Jewish-related materials can also be found in revision lists, merchants' lists, files on the korobka tax and collecting taxes from various Jews, documents about inquiries and legal claims in connection with business activities, papers on suspicions of possession of counterfeit money by Jewish merchants, documents on the acceptance of Jews into merchant guilds, and of Jewish settlement in the town of Ev'ie (inventory 21, file 104).
Another important part of the collection relates to the recruitment of Jews into the Russian army during the 1850s. For example, there are documents about Jews hiding from recruitment (inventory 20, file 36), a complaint on the illegal drafting of Itsik Kister (inventory 20, file 15), and records about the recruitment to the army of Iankel Tauber in Vilna (inventory 20, file 30). These documents reveal, among other things, how the authority of Jewish community leaders was undermined by their involvement in the drafting process.
- Archival history:
- The documents of the Treasury Chamber of Vilnius Governorate were kept in the Moscow Central State Historical Archives until 1946, when they were transferred to the Central State Archive of the Lithuanian SSR in Vilnius. In 1957 the archive in Vilnius was reorganised and divided into two separate central state archives. One archive was named the Central State Historical Archive of the Lithuanian SSR and was limited to the pre-1918 period. Thus, the materials of the Treasury Chamber of Vilnius Governorate were included in this archive, which preceded the current Lithuanian Central State Archives.

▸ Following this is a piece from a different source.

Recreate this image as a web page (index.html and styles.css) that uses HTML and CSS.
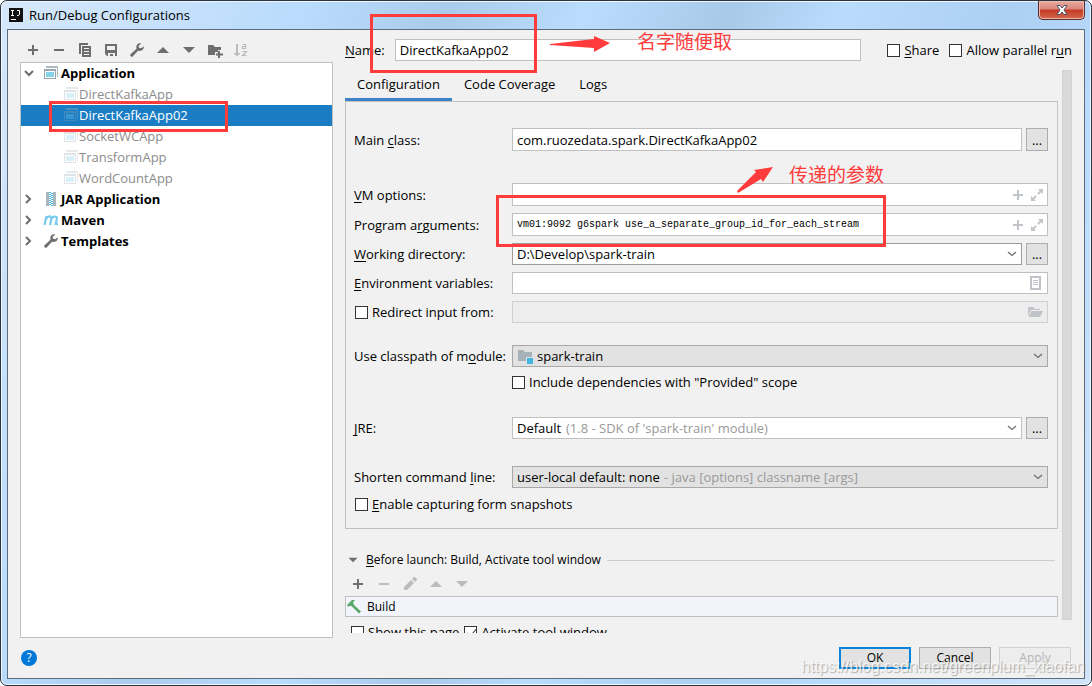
FILE: index.html
```html
<!DOCTYPE html>
<html lang="en">
<head>
<meta charset="utf-8">
<title>Run/Debug Configurations</title>
<link rel="stylesheet" href="styles.css">
</head>
<body>
<svg class="sprite" aria-hidden="true">
  <symbol id="plus" viewBox="0 0 16 16"><path d="M7 3h2v4h4v2H9v4H7V9H3V7h4z"/></symbol>
  <symbol id="minus" viewBox="0 0 16 16"><path d="M3 7h10v2H3z"/></symbol>
  <symbol id="copy" viewBox="0 0 16 16"><path d="M2 1h9v2H4v9H2z"/><path fill-rule="evenodd" d="M5 4h9v11H5zm2 2v1h5V6zm0 3v1h5V9zm0 3v1h5v-1z"/></symbol>
  <symbol id="save" viewBox="0 0 16 16"><path fill-rule="evenodd" d="M2 2h12v12h-2v-3H5v3H4l-2-2zm2 2v4h8V4z"/><path d="M7 12h3v2H7z"/></symbol>
  <symbol id="wrench" viewBox="0 0 16 16"><path d="M14.700 4.300 12.200 6.200 10 5.800 9.700 3.800 12.300 1.500C9.500.7 7 2.500 7.300 5.700L7.500 6.700 1.500 12.300C.3 13.700 2.300 15.600 3.700 14.500L9 8.700C12 9.800 15.300 7.800 14.700 4.300z"/></symbol>
  <symbol id="up" viewBox="0 0 16 16"><path d="M8 5l6 6H2z"/></symbol>
  <symbol id="down" viewBox="0 0 16 16"><path d="M2 5h12l-6 6z"/></symbol>
  <symbol id="newfolder" viewBox="0 0 16 16"><path d="M1 3h5l2 2h6v3h-3v2H8v3H1z"/><path d="M11 9h2v2.500h3v2h-3V16h-2v-2.500H9v-2h2z"/></symbol>
  <symbol id="sort" viewBox="0 0 16 16"><path d="M3 2h2v9h2.500L4 14.500.5 11H3z"/><path d="M9.500 2.500h3v4h-3v-2h3M9.500 9.500h4l-4 4h4" fill="none" stroke="currentColor" stroke-width="1.200"/></symbol>
  <symbol id="app" viewBox="0 0 16 16"><path d="M3 1h12v11h-1V3H3z" fill="#aeb9c0"/><path fill-rule="evenodd" d="M1 4h12v10H1zm1 2v7h10V6z" fill="#9aa7b0"/><path d="M3 7h8v5H3z" fill="#82d2ec"/></symbol>
  <symbol id="jar" viewBox="0 0 16 16"><path d="M3 1h3v14H3zM10 1h3v14h-3z" fill="#aab5bc"/><path d="M6 1h2v1H6zm2 1h2v1H8zM6 3h2v1H6zm2 1h2v1H8zM6 5h2v1H6zm2 1h2v1H8zM6 7h2v1H6zm2 1h2v1H8zM6 9h2v1H6zm2 1h2v1H8zm-2 1h2v1H6zm2 1h2v1H8zm-2 1h2v1H6zm2 1h2v1H8z" fill="#4ab7dc"/></symbol>
  <symbol id="maven" viewBox="0 0 16 16"><path d="M1.500 13 3.500 4M3 7C4.700 3.700 9 3.500 8.300 7L7 13M8 7.500C10 3.700 14.600 3.500 13.800 7L12.700 12H15" fill="none" stroke="#78cbea" stroke-width="2.200"/></symbol>
  <symbol id="right" viewBox="0 0 16 16"><path d="M5 4l4 4-4 4" fill="none" stroke="currentColor" stroke-width="2"/></symbol>
  <symbol id="open" viewBox="0 0 16 16"><path d="M4 6l4 4 4-4" fill="none" stroke="currentColor" stroke-width="2"/></symbol>
  <symbol id="chevron" viewBox="0 0 16 16"><path d="M4 6l4 3.500L12 6" fill="none" stroke="currentColor" stroke-width="1.300"/></symbol>
  <symbol id="expand" viewBox="0 0 16 16"><path d="M9 2h5v5l-1.800-1.800L9.500 7.800 8.200 6.500l2.600-2.700zM2 9l1.800 1.800 2.700-2.600 1.300 1.300-2.600 2.700L7 14H2z"/></symbol>
  <symbol id="doc" viewBox="0 0 16 16"><path fill-rule="evenodd" d="M3 1h11v14H3zm2 2v10h7V3z"/><path d="M6 5h5v1H6zm0 2h5v1H6zm0 2h5v1H6z"/></symbol>
  <symbol id="folderopen" viewBox="0 0 16 16"><path d="M1 3h5l2 2h5v1H4l-3 6z"/><path d="M4.500 7H16l-3 6H1.500z"/></symbol>
  <symbol id="module" viewBox="0 0 16 16"><path d="M1 2h5l2 2h7v5H9v4H1z" fill="#a6b1b8"/><path d="M10 10h6v6h-6z" fill="#40b6e0"/></symbol>
  <symbol id="pencil" viewBox="0 0 16 16"><path d="M2 11l7-7 3 3-7 7H2zM10 3l2-2h1l2 2v1l-2 2z"/></symbol>
  <symbol id="hammer" viewBox="0 0 16 16"><path d="M1 6 6 1h3L7 3.500 8 6l7 6.500-2 2L6 7.500 4 6.500 2.500 8z"/></symbol>
</svg>

<div class="window">
  <header class="titlebar">
    <svg class="logo" viewBox="0 0 14 14" aria-hidden="true"><path d="M0 0h14v14H0z"/><path d="M2 2.500h3M2 7.500h3M3.500 2.500v5M8 2.500h2.500v4q0 1-2.500 1M2 11.500h5" fill="none" stroke="#fff"/></svg>
    <h1 class="title">Run/Debug Configurations</h1>
    <button class="close" aria-label="Close"><svg viewBox="0 0 12 10"><path d="M1 .5h3L6 3 8 .5h3L8 5l3 4.500H8L6 7 4 9.500H1L4 5z"/></svg></button>
  </header>

  <div class="client">
    <div class="main">
      <section class="side">
        <div class="tools">
          <button class="tool" aria-label="Add"><svg><use href="#plus"/></svg></button>
          <button class="tool" aria-label="Remove"><svg><use href="#minus"/></svg></button>
          <button class="tool" aria-label="Copy"><svg><use href="#copy"/></svg></button>
          <button class="tool" aria-label="Save"><svg><use href="#save"/></svg></button>
          <button class="tool" aria-label="Edit templates"><svg><use href="#wrench"/></svg></button>
          <button class="tool" aria-label="Move up"><svg><use href="#up"/></svg></button>
          <button class="tool" aria-label="Move down"><svg><use href="#down"/></svg></button>
          <button class="tool" aria-label="New folder"><svg><use href="#newfolder"/></svg></button>
          <button class="tool off" aria-label="Sort" disabled><svg><use href="#sort"/></svg></button>
        </div>
        <ul class="tree" role="tree">
          <li class="node" role="treeitem"><svg class="twist"><use href="#open"/></svg><svg><use href="#app"/></svg>Application</li>
          <li class="node leaf" role="treeitem"><svg><use href="#app"/></svg>DirectKafkaApp</li>
          <li class="node leaf selected" role="treeitem" aria-selected="true"><svg><use href="#app"/></svg>DirectKafkaApp02</li>
          <li class="node leaf" role="treeitem"><svg><use href="#app"/></svg>SocketWCApp</li>
          <li class="node leaf" role="treeitem"><svg><use href="#app"/></svg>TransformApp</li>
          <li class="node leaf" role="treeitem"><svg><use href="#app"/></svg>WordCountApp</li>
          <li class="node" role="treeitem"><svg class="twist"><use href="#right"/></svg><svg><use href="#jar"/></svg>JAR Application</li>
          <li class="node" role="treeitem"><svg class="twist"><use href="#right"/></svg><svg><use href="#maven"/></svg>Maven</li>
          <li class="node" role="treeitem"><svg class="twist"><use href="#right"/></svg><svg class="gray"><use href="#wrench"/></svg>Templates</li>
        </ul>
      </section>

      <section class="editor">
        <div class="namerow">
          <label for="name"><u>N</u>ame:</label>
          <input class="box name" id="name" type="text" value="DirectKafkaApp02">
          <label class="check share"><input type="checkbox"><span><u>S</u>hare</span></label>
          <label class="check"><input type="checkbox"><span>Allow parallel r<u>u</u>n</span></label>
        </div>

        <div class="scroll">
          <div class="content">
            <div class="tabs" role="tablist">
              <button class="tab current" role="tab" aria-selected="true">Configuration</button>
              <button class="tab" role="tab">Code Coverage</button>
              <button class="tab" role="tab">Logs</button>
            </div>
            <div class="panel">
              <div class="group first">
                <div class="row">
                  <label for="main">Main <u>c</u>lass:</label>
                  <input class="box tall" id="main" type="text" value="com.ruozedata.spark.DirectKafkaApp02">
                  <button class="more tall" aria-label="Browse main class">...</button>
                </div>
              </div>
              <div class="group options">
                <div class="row">
                  <label for="vm"><u>V</u>M options:</label>
                  <div class="box tall expandable"><input class="plain" id="vm" type="text"><button class="mini" aria-label="Insert macro"><svg><use href="#plus"/></svg></button><button class="mini" aria-label="Expand"><svg><use href="#expand"/></svg></button></div>
                </div>
                <div class="row">
                  <label for="args">Program a<u>r</u>guments:</label>
                  <div class="box tall expandable"><input class="plain mono" id="args" type="text" value="vm01:9092 g6spark use_a_separate_group_id_for_each_stream"><button class="mini" aria-label="Insert macro"><svg><use href="#plus"/></svg></button><button class="mini" aria-label="Expand"><svg><use href="#expand"/></svg></button></div>
                </div>
                <div class="row">
                  <label for="dir"><u>W</u>orking directory:</label>
                  <div class="box dark"><input class="plain" id="dir" type="text" value="D:\Develop\spark-train"><button class="mini arrow" aria-label="Recent directories"><svg><use href="#chevron"/></svg></button></div>
                  <button class="more" aria-label="Browse directory">...</button>
                </div>
                <div class="row">
                  <label for="env"><u>E</u>nvironment variables:</label>
                  <div class="box"><input class="plain" id="env" type="text"><button class="mini" aria-label="Edit variables"><svg><use href="#doc"/></svg></button></div>
                </div>
                <div class="row">
                  <label class="check inset"><input type="checkbox"><span>Redirect input from:</span></label>
                  <div class="box disabled"><input class="plain" type="text" aria-label="Redirect input from" disabled><button class="mini" aria-label="Choose file" disabled><svg><use href="#folderopen"/></svg></button></div>
                </div>
              </div>
              <div class="group module">
                <div class="row">
                  <label for="module-select">Use classpath of m<u>o</u>dule:</label>
                  <div class="box combo"><svg class="modicon"><use href="#module"/></svg><select id="module-select"><option>spark-train</option></select><svg class="arrow"><use href="#chevron"/></svg></div>
                </div>
                <div class="row">
                  <span></span>
                  <label class="check"><input type="checkbox"><span>Include dependencies with "Provided" scope</span></label>
                </div>
              </div>
              <div class="group jre">
                <div class="row">
                  <label for="jre"><u>J</u>RE:</label>
                  <div class="box"><select id="jre"><option>Default</option></select><span class="hint">(1.8 - SDK of 'spark-train' module)</span><svg class="arrow"><use href="#chevron"/></svg></div>
                  <button class="more" aria-label="Browse JRE">...</button>
                </div>
              </div>
              <div class="group shorten">
                <div class="row">
                  <label for="short">Shorten command <u>l</u>ine:</label>
                  <div class="box combo"><select id="short"><option>user-local default: none</option></select><span class="hint">- java [options] classname [args]</span><svg class="arrow"><use href="#chevron"/></svg></div>
                </div>
                <label class="check inset"><input type="checkbox"><span><u>E</u>nable capturing form snapshots</span></label>
              </div>
            </div>

            <div class="launch">
              <button class="launchhead"><svg><use href="#down"/></svg><span><u>B</u>efore launch: Build, Activate tool window</span></button>
              <span class="rule"></span>
            </div>
            <div class="tools low">
              <button class="tool" aria-label="Add task"><svg><use href="#plus"/></svg></button>
              <button class="tool off" aria-label="Remove task" disabled><svg><use href="#minus"/></svg></button>
              <button class="tool off" aria-label="Edit task" disabled><svg><use href="#pencil"/></svg></button>
              <button class="tool off" aria-label="Task up" disabled><svg><use href="#up"/></svg></button>
              <button class="tool off" aria-label="Task down" disabled><svg><use href="#down"/></svg></button>
            </div>
            <div class="task"><svg><use href="#hammer"/></svg>Build</div>
            <div class="after">
              <label class="check"><input type="checkbox"><span>Show this page</span></label>
              <label class="check"><input type="checkbox" checked><span>Activate tool window</span></label>
            </div>
          </div>
          <div class="scrollbar"></div>
        </div>
      </section>
    </div>

    <footer class="footer">
      <button class="help" aria-label="Help">?</button>
      <button class="btn ok">OK</button>
      <button class="btn">Cancel</button>
      <button class="btn" disabled>Apply</button>
    </footer>
  </div>

  <div class="mark mark-tree"></div>
  <div class="mark mark-name"></div>
  <div class="mark mark-args"></div>
  <svg class="pointer pointer-name" viewBox="0 0 60 18"><path d="M0 9 44 4V1l16 7-16 9v-4L0 10z"/></svg>
  <svg class="pointer pointer-args" viewBox="0 0 37 26"><path d="M0 24 19 5 17 3 36 0 26 15 24 12 1 26z"/></svg>
  <p class="note note-name" lang="zh">名字随便取</p>
  <p class="note note-args" lang="zh">传递的参数</p>
  <p class="watermark">https://blog.csdn.net/greenplum_xiaofan</p>
</div>
</body>
</html>
```

FILE: styles.css
```css
* { box-sizing: border-box; }
body {
  margin: 0;
  background: #fff;
  color: #000;
  font: 13px/20px "Open Sans", "Noto Sans", "Noto Sans CJK SC", sans-serif;
}
button, input, select {
  margin: 0;
  padding: 0;
  border: 0;
  border-radius: 0;
  background: none;
  color: inherit;
  font: inherit;
}
svg { flex: none; width: 16px; height: 16px; fill: currentColor; }
.sprite { position: absolute; width: 0; height: 0; }
u { text-underline-offset: 2px; text-decoration-thickness: 1px; }

.window {
  position: relative;
  display: flex;
  flex-direction: column;
  height: 100vh;
  padding: 0 6px 6px;
  border: 1px solid #2c3440;
  border-radius: 7px;
  background: linear-gradient(115deg, #d6e8fa 0, #b9dbfc 22%, #abcbea 32%, #badcfd 42%, #a9c9e8 52%, #b9dbfc 60%, #acd0f2 72%, #badcfd 82%, #d0e4fa 100%);
  box-shadow: inset 0 0 0 1px #eef6ff;
}
.titlebar { display: flex; align-items: center; gap: 6px; height: 28px; padding-left: 2px; }
.logo { width: 14px; height: 14px; fill: #111; }
.title { flex: 1; margin: 0; font-size: 13px; font-weight: 400; }
.close {
  display: flex;
  align-items: center;
  justify-content: center;
  align-self: flex-start;
  width: 47px;
  height: 19px;
  border: 1px solid #5d2a2a;
  border-top: 0;
  border-radius: 0 0 5px 5px;
  background: linear-gradient(#e8aca2 0, #d98478 45%, #c23a22 50%, #d6674f 100%);
  box-shadow: inset 0 0 0 1px #ecb8ae;
}
.close svg { width: 12px; height: 10px; fill: #fff; stroke: #4b5364; overflow: visible; }

.client {
  display: flex;
  flex: 1;
  flex-direction: column;
  min-height: 0;
  padding: 8px 12px 0;
  border: 1px solid #5d6c7c;
  background: #f1f1f1;
}
.main { display: flex; flex: 1; gap: 12px; min-height: 0; }
.side { display: flex; flex: none; flex-direction: column; width: 313px; }
.tools { display: flex; flex: none; align-items: center; gap: 10px; height: 24px; padding-left: 5px; }
.tool { display: flex; color: #6e6e6e; }
.tool.off { color: #bcbcbc; }
.tree { flex: 1; margin: 0; padding: 0; border: 1px solid #c0c0c0; background: #fff; list-style: none; }
.node { display: flex; align-items: center; height: 21px; padding-bottom: 2px; font-weight: 700; }
.node svg { margin-right: 2px; }
.node .twist { margin-right: 6px; color: #6e6e6e; }
.node .gray { color: #6e6e6e; }
.leaf { padding-left: 42px; color: #8c8c8c; font-weight: 400; }
.leaf svg { margin-right: 0; opacity: .3; }
.selected { background: #1a7dc4; color: #fff; }

.editor { display: flex; flex: 1; flex-direction: column; min-width: 0; padding-bottom: 5px; }
.namerow { display: flex; flex: none; align-items: center; gap: 10px; height: 24px; margin-bottom: 8px; }
.box {
  display: flex;
  flex: 1;
  align-items: center;
  min-width: 0;
  height: 22px;
  padding: 0 4px;
  border: 1px solid #c0c0c0;
  background: #fff;
}
.tall { height: 23px; }
.dark { border-color: #9c9c9c; }
.disabled { border-color: #d0d0d0; background: #ededed; }
.combo { border-color: #a8a8a8; background: #e2e2e2; }
.expandable { padding-right: 2px; }
.share { margin-left: 16px; }
.check { display: flex; align-items: center; gap: 4px; white-space: nowrap; }
.inset { padding-left: 1px; }
.check input {
  flex: none;
  position: relative;
  appearance: none;
  width: 13px;
  height: 13px;
  border: 1px solid #333;
  background: #fff;
}
.check input:checked::after {
  content: "";
  position: absolute;
  top: 0;
  left: 4px;
  width: 4px;
  height: 8px;
  border: solid #444;
  border-width: 0 1px 1px 0;
  transform: rotate(40deg);
}

.scroll { display: flex; flex: 1; gap: 4px; min-height: 0; overflow: hidden; }
.content { flex: 1; min-width: 0; }
.scrollbar { width: 10px; margin-bottom: 13px; border: 1px solid #d2d2d2; background: #d9d9d9; }
.tabs { display: flex; height: 31px; }
.tab { padding: 0 12px; border-bottom: 3px solid transparent; }
.current { border-color: #3d82c6; }
.panel { padding: 0 9px 14px 8px; border: 1px solid #c0c0c0; }
.group { display: flex; flex-direction: column; gap: 7px; }
.first { padding-top: 26px; }
.options { padding-top: 32px; }
.module { gap: 5px; padding-top: 22px; }
.jre { padding-top: 25px; }
.shorten { gap: 6px; padding-top: 27px; }
.row { display: flex; align-items: center; }
.row > :first-child { flex: none; width: 158px; }
.more {
  width: 22px;
  height: 22px;
  margin-left: 4px;
  border: 1px solid #adadad;
  background: #e2e2e2;
  line-height: 16px;
}
.more.tall { height: 23px; }
.plain { flex: 1; min-width: 0; height: 18px; outline: 0; }
.mono { font: 10px/18px "Liberation Mono", monospace; }
.mini { display: flex; margin-left: 3px; color: #c0c4c8; }
.arrow { margin-left: auto; color: #6e6e6e; }
.box .arrow { margin-right: -3px; }
select { appearance: none; }
.hint { margin-left: 4px; color: #999; white-space: nowrap; }
.modicon { margin-right: 4px; }

.launch { display: flex; align-items: center; gap: 6px; height: 20px; margin-top: 21px; padding-right: 3px; font-size: 12px; }
.launchhead { display: flex; align-items: center; gap: 5px; }
.launchhead svg { width: 16px; height: 12px; color: #6e6e6e; }
.rule { flex: 1; height: 1px; background: #cdcdcd; }
.low { height: 26px; padding-top: 2px; }
.task { display: flex; align-items: center; gap: 5px; height: 21px; border: 1px solid #c0c0c0; background: #f1f5fb; font-size: 12px; }
.task svg { color: #59a869; }
.after { display: flex; gap: 5px; padding: 5px 6px 0; }

.footer { display: flex; flex: none; align-items: center; gap: 8px; height: 40px; padding-right: 1px; font-size: 12px; }
.help { width: 16px; height: 16px; margin: 0 auto 0 1px; border-radius: 50%; background: #0078d7; color: #fff; line-height: 16px; }
.btn { width: 72px; height: 22px; border: 1px solid #adadad; background: #e2e2e2; line-height: 18px; }
.btn:disabled { border-color: #d0d0d0; background: #ededed; color: #b5b5b5; }
.ok { border: 2px solid #0a83dc; }

.mark { position: absolute; border: 3px solid #ff3b3b; pointer-events: none; }
.mark-tree { top: 100px; left: 48px; width: 179px; height: 31px; }
.mark-name { top: 13px; left: 369px; width: 167px; height: 59px; }
.mark-args { top: 194px; left: 495px; width: 390px; height: 52px; }
.pointer { position: absolute; fill: #ff3b3b; }
.pointer-name { top: 34px; left: 549px; width: 60px; height: 18px; }
.pointer-args { top: 166px; left: 736px; width: 37px; height: 26px; }
.note { position: absolute; margin: 0; color: #ff3b3b; font: 19px/24px "Noto Sans CJK SC", sans-serif; }
.note-name { top: 28px; left: 636px; }
.note-args { top: 161px; left: 788px; }
.watermark {
  position: absolute;
  right: 6px;
  bottom: 8px;
  margin: 0;
  color: rgba(255, 255, 255, .75);
  font: 16px/20px "Liberation Sans", sans-serif;
  text-shadow: 1px 1px 1px rgba(90, 90, 90, .45);
  pointer-events: none;
}
```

- Administrative/biographical history:
- The Treasury Chamber of Vilnius Governorate was established in 1797. It supervised the state’s treasuries of Vilnius, Lida, Trakai, Ašmena, Vileika, Dysna and Švenčionys districts. It was in charge of tax and arrears collection, transfer of assets to the treasury, monitored the activities of banks and other financial institutions, activities of industrial and commercial enterprises, and carried out audit censuses. In 1918 the Soviet government abolished the Treasury Chamber of the Vilnius Governorate.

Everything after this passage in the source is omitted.